Almalki was finally released in March on bail of 5,000 Syrian pounds (about $125 Canadian) — but since then he hasn't strayed far from his parents' house in Damascus. He's forbidden from travelling until Syrian security closes his case, which could take as long as a year.One of the few people who have actually spoken with Almalki is Ottawa MP Dan McTeague, who quietly spent two days here in March. McTeague, who was appointed by Prime Minister Paul Martin to look after the interests of Canadians detained abroad, said Almalki appeared healthy and relieved to be free during their brief meeting in a hotel room.

He would say little else, citing privacy concerns.

"Syrian officials went out of their way to accommodate my visit," McTeague said. "I think it helped establish a link that will help with cases in the future."

A friend, Mohammad Issa — a Jordanian Communist who has spent much of his adult life in jails in Jordan, Lebanon and Syria — said he met both Almalki and Arar in a Syrian prison.

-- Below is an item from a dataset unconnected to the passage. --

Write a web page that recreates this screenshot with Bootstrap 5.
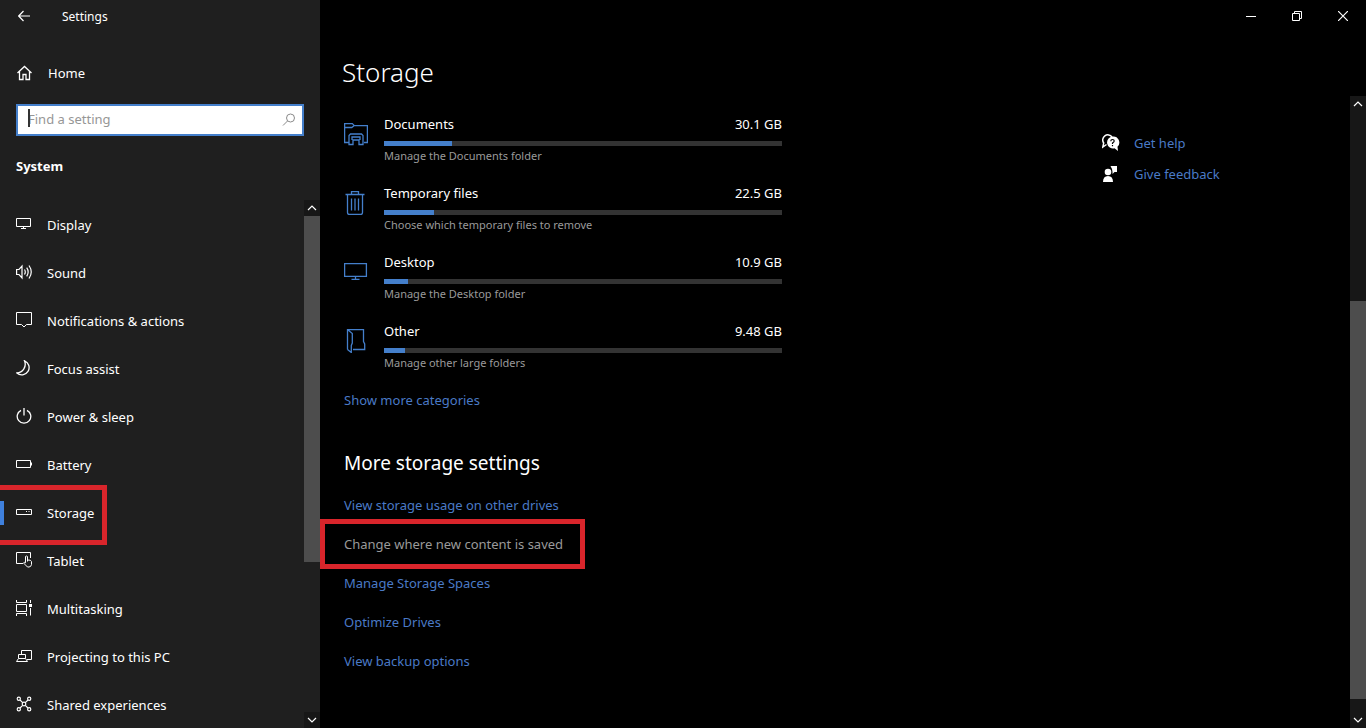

He warmly recalls the Canadians who taught him English.

Issa says Almalki's detention is a classic example of the fears in the West triggered by the Sept. 11 terrorist attacks. Almalki's full beard, religion and relief work abroad, he says, are "enough to be (seen as) Al Qaeda."

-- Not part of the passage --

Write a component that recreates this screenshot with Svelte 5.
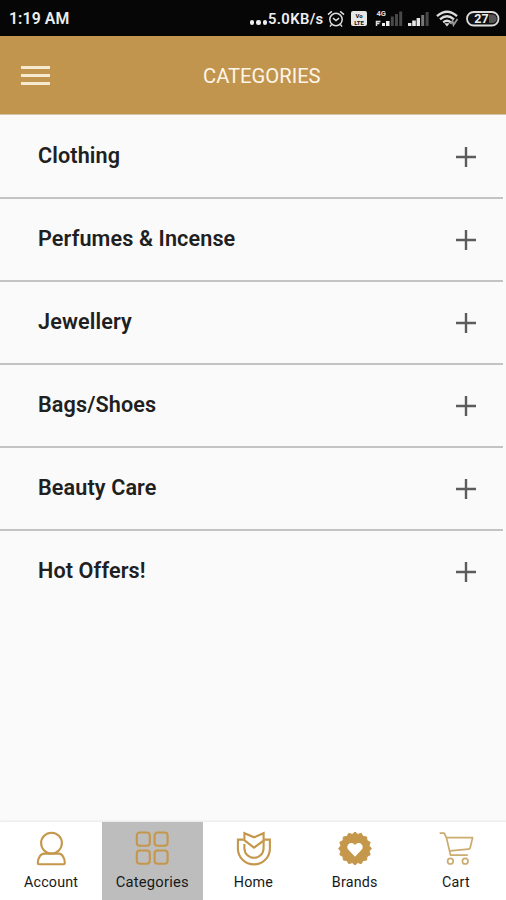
<script lang="ts">
	const categories = ['Clothing', 'Perfumes & Incense', 'Jewellery', 'Bags/Shoes', 'Beauty Care', 'Hot Offers!'];
	const tabs = ['Account', 'Categories', 'Home', 'Brands', 'Cart'];
	let active = $state('Categories');

	// scalloped edge of the brands badge
	const teeth = 16;
	const badge = Array.from({ length: teeth * 2 }, (_, i) => {
		const r = i % 2 ? 14.4 : 16.4;
		const a = (i * Math.PI) / teeth - Math.PI / 2;
		return `${(18 + r * Math.cos(a)).toFixed(2)},${(17.5 + r * Math.sin(a)).toFixed(2)}`;
	}).join(' ');
</script>

<div class="screen">
	<div class="status">
		<span class="time">1:19 AM</span>
		<div class="dots"><i></i><i></i><i></i></div>
		<span class="speed">5.0KB/s</span>
		<svg class="alarm" width="18" height="18" viewBox="0 0 18 18" fill="none" stroke="#ddd" stroke-width="1.5">
			<circle cx="9" cy="9.5" r="6.2" />
			<path d="M1 4.6 4.8 1.4M17 4.6 13.2 1.4M4.6 14.4 3 16.6M13.4 14.4 15 16.6M6 8.2l3 2.4 3-2.4" />
		</svg>
		<svg class="volte" width="16" height="15" viewBox="0 0 16 15">
			<rect width="16" height="15" rx="2" fill="#e6e6e6" />
			<text x="8" y="6.6" font-size="6" font-weight="700" text-anchor="middle" fill="#111">Vo</text>
			<text x="8" y="13.8" font-size="6" font-weight="700" text-anchor="middle" fill="#111">LTE</text>
		</svg>
		<svg class="sig4g" width="28" height="17" viewBox="0 0 28 17">
			<text x="1.5" y="6" font-size="7.5" font-weight="700" fill="#ddd">4G</text>
			<path d="M1.5 16v-4.5h4M2 13.5h2.5" stroke="#ddd" stroke-width="1.5" fill="none" />
			<path d="M7 16v-3h3v3zM11 16v-5h3.5v5z" fill="#eee" />
			<path d="M15.8 16V6.5h3V16zM20 16V4h3v12zM24.2 16V1.5h3V16z" fill="#484848" />
		</svg>
		<svg class="sig" width="21" height="15" viewBox="0 0 21 15">
			<path d="M0 15v-3h3.4v3zM4.2 15v-5.5h3.6V15zM8.6 15V7h3.4v8z" fill="#e8e8e8" />
			<path d="M13.2 15V4h3v11z" fill="#777" />
			<path d="M17.6 15V1h3v14z" fill="#484848" />
		</svg>
		<svg class="wifi" width="24" height="17" viewBox="0 0 24 17" fill="none" stroke="#ddd" stroke-width="2.3">
			<path d="M1 6.2Q11 -2.8 21 6.2M4 9.4Q11 3.2 18 9.4M7.2 12.3Q11 9.2 14.8 12.3" />
			<path d="M8.3 13.2h5.4L11 16.5z" fill="#ddd" stroke="none" />
			<path d="m14.5 14 2-3 1 4 4-6" stroke="#999" stroke-width="1.8" />
		</svg>
		<svg class="battery" width="34" height="16" viewBox="0 0 34 16">
			<rect x="1" y="1" width="31.5" height="13.5" rx="6.7" fill="#111" stroke="#ddd" stroke-width="1.8" />
			<path d="M23 3.5h3.5a4.2 4.2 0 0 1 0 8.5H23z" fill="#555" />
			<text x="15.5" y="12.3" font-size="12.5" font-weight="700" text-anchor="middle" fill="#eee">27</text>
		</svg>
	</div>

	<header>
		<button class="menu" aria-label="Menu"><i></i><i></i><i></i></button>
		<h1>CATEGORIES</h1>
	</header>

	<main>
		{#each categories as name}
			<button class="row">
				<span>{name}</span>
				<svg width="20" height="20" viewBox="0 0 20 20"><path d="M10 0v20M0 10h20" stroke="#5c5c5c" stroke-width="2.4" /></svg>
			</button>
		{/each}
	</main>

	<nav>
		{#each tabs as tab}
			<button class="tab" class:active={tab === active} onclick={() => (active = tab)}>
				<svg width="36" height="36" viewBox="0 0 36 36" fill="none" stroke="#c5974b" stroke-width="2.1">
					{#if tab === 'Account'}
						<circle cx="17.5" cy="12.1" r="10.4" />
						<path d="M10.4 22.6h14.2c3.6 0 6 4.2 6.2 9.2q.1 1.5-1.2 1.5H5q-1.3 0-1.2-1.5c.2-5 2.8-9.2 6.6-9.2z" />
					{:else if tab === 'Categories'}
						<rect x="1.8" y="1.5" width="13" height="13.3" rx="3" />
						<rect x="19.6" y="1.5" width="13" height="13.3" rx="3" />
						<rect x="1.8" y="19.5" width="13" height="13.3" rx="3" />
						<rect x="19.6" y="19.5" width="13" height="13.3" rx="3" />
					{:else if tab === 'Home'}
						<path d="M7.6 8.6H1.9v8.8a16 16 0 0 0 32 0V8.6h-5.7" />
						<path d="M8.4 9.6V2.2L18 6.3l9.6-4.1v7.4L18 16.6 7.6 8.6" />
						<path d="M8.4 13v4.2a9.6 9.6 0 0 0 19.2 0V9" />
					{:else if tab === 'Brands'}
						<polygon points={badge} fill="#c5974b" stroke-width="1" stroke-linejoin="round" />
						<path d="m18 25.8-6.6-7a4.3 4.3 0 0 1 0-5.5 4 4 0 0 1 6.6.8 4 4 0 0 1 6.6-.8 4.3 4.3 0 0 1 0 5.5z" fill="#fff" stroke="none" />
					{:else}
						<g stroke-width="1.7" stroke="#ccab6e">
							<path d="M1.6 2.2h4.6l2.2 4.4h26.2l-2.4 10.2q-.3 1.3-1.8 1.4l-18.6 1.6" stroke-linejoin="round" />
							<path d="m8.4 6.6 4.2 17.6h17.2" stroke-linejoin="round" />
							<circle cx="12.4" cy="30.2" r="2.8" />
							<circle cx="27.2" cy="30.2" r="2.8" />
						</g>
					{/if}
				</svg>
				<span>{tab}</span>
			</button>
		{/each}
	</nav>
</div>

<style>
	:global(body) { margin: 0; }
	.screen { width: 506px; height: 900px; display: flex; flex-direction: column; background: #fafafa; font-family: Roboto, sans-serif; color: #202020; overflow: hidden; }
	button { border: 0; padding: 0; margin: 0; background: none; font: inherit; color: inherit; cursor: pointer; }
	svg { display: block; flex: none; }

	.status { box-sizing: border-box; height: 36px; flex: none; display: flex; align-items: center; padding: 1px 6px 0 9px; background: #060606; color: #eee; font-weight: 700; }
	.time { flex: 1; font-size: 15.8px; font-weight: 600; letter-spacing: 0.1px; }
	.dots { display: flex; gap: 2px; padding: 8px 1px 0 0; }
	.dots i { width: 4.5px; height: 4.5px; border-radius: 50%; background: #eee; }
	.speed { width: 56px; font-size: 14.8px; font-weight: 600; letter-spacing: 0.35px; white-space: nowrap; }
	.alarm { margin-left: 3px; }
	.volte { margin-left: 6px; }
	.sig4g { margin-left: 8px; }
	.sig { margin-left: 5px; }
	.wifi { margin-left: 7px; }
	.battery { margin-left: 6px; }

	header { height: 78px; flex: none; display: flex; align-items: center; background: #c2954f; border-bottom: 1px solid #d5c4a8; }
	.menu { display: flex; flex-direction: column; gap: 5px; margin-left: 21px; }
	.menu i { width: 29px; height: 3px; background: #f6ead2; }
	h1 { margin: 1px 0 0 153px; font-size: 20.2px; font-weight: 400; color: #fdf6e8; white-space: nowrap; }

	main { flex: 1; display: flex; flex-direction: column; margin-right: 3px; padding-top: 1px; }
	.row { box-sizing: border-box; height: 83px; flex: none; display: flex; align-items: center; justify-content: space-between; padding: 0 27px 0 38px; border-bottom: 2px solid #c3c3c3; }
	.row:last-child { border-color: transparent; }
	.row span { margin-top: -2px; font-size: 21.6px; font-weight: 600; letter-spacing: 0.12px; }

	nav { height: 78px; flex: none; display: flex; padding-left: 1px; margin-right: -1px; background: #fff; box-shadow: 0 -1px 2px #e6e6e6; }
	.tab { flex: 1; display: flex; flex-direction: column; align-items: center; padding-top: 9px; color: #181818; }
	.tab.active { background: #bdbdbd; }
	.tab span { margin-top: 6px; margin-left: -1px; font-size: 14.3px; line-height: 18px; letter-spacing: 0.2px; }
	.tab.active span { font-size: 14.8px; }
</style>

Almalki's brother Youssef says Almalki and his wife were aid workers among Afghan refugees in Pakistan in the early 1990's.

Youssef Almalki said in an interview racial profiling contributed to his brother's detention. But authorities told the family it was because electronic equipment Almalki sold through an Ottawa-based firm changed hands numerous times and ended up in the possession of terrorists.

Again, the question of how information about the Almalki case was shared between Canada and Syria is unclear.

Then there's a third Canadian, Egyptian-born Ahmed Elmaati, who has also been connected to Arar and Almalki, according to the U.S. Immigration and Naturalization Service. He, too, was detained in Syria before being transferred to an Egyptian jail and then released earlier this year.

Elmaati's lawyer Rocco Galati told the Ottawa hearings for the Arar inquiry yesterday that the cases were "inseparably intertwined."

In fact, Elmaati may have started a chain of events that led to the detentions of Arar and Almalki.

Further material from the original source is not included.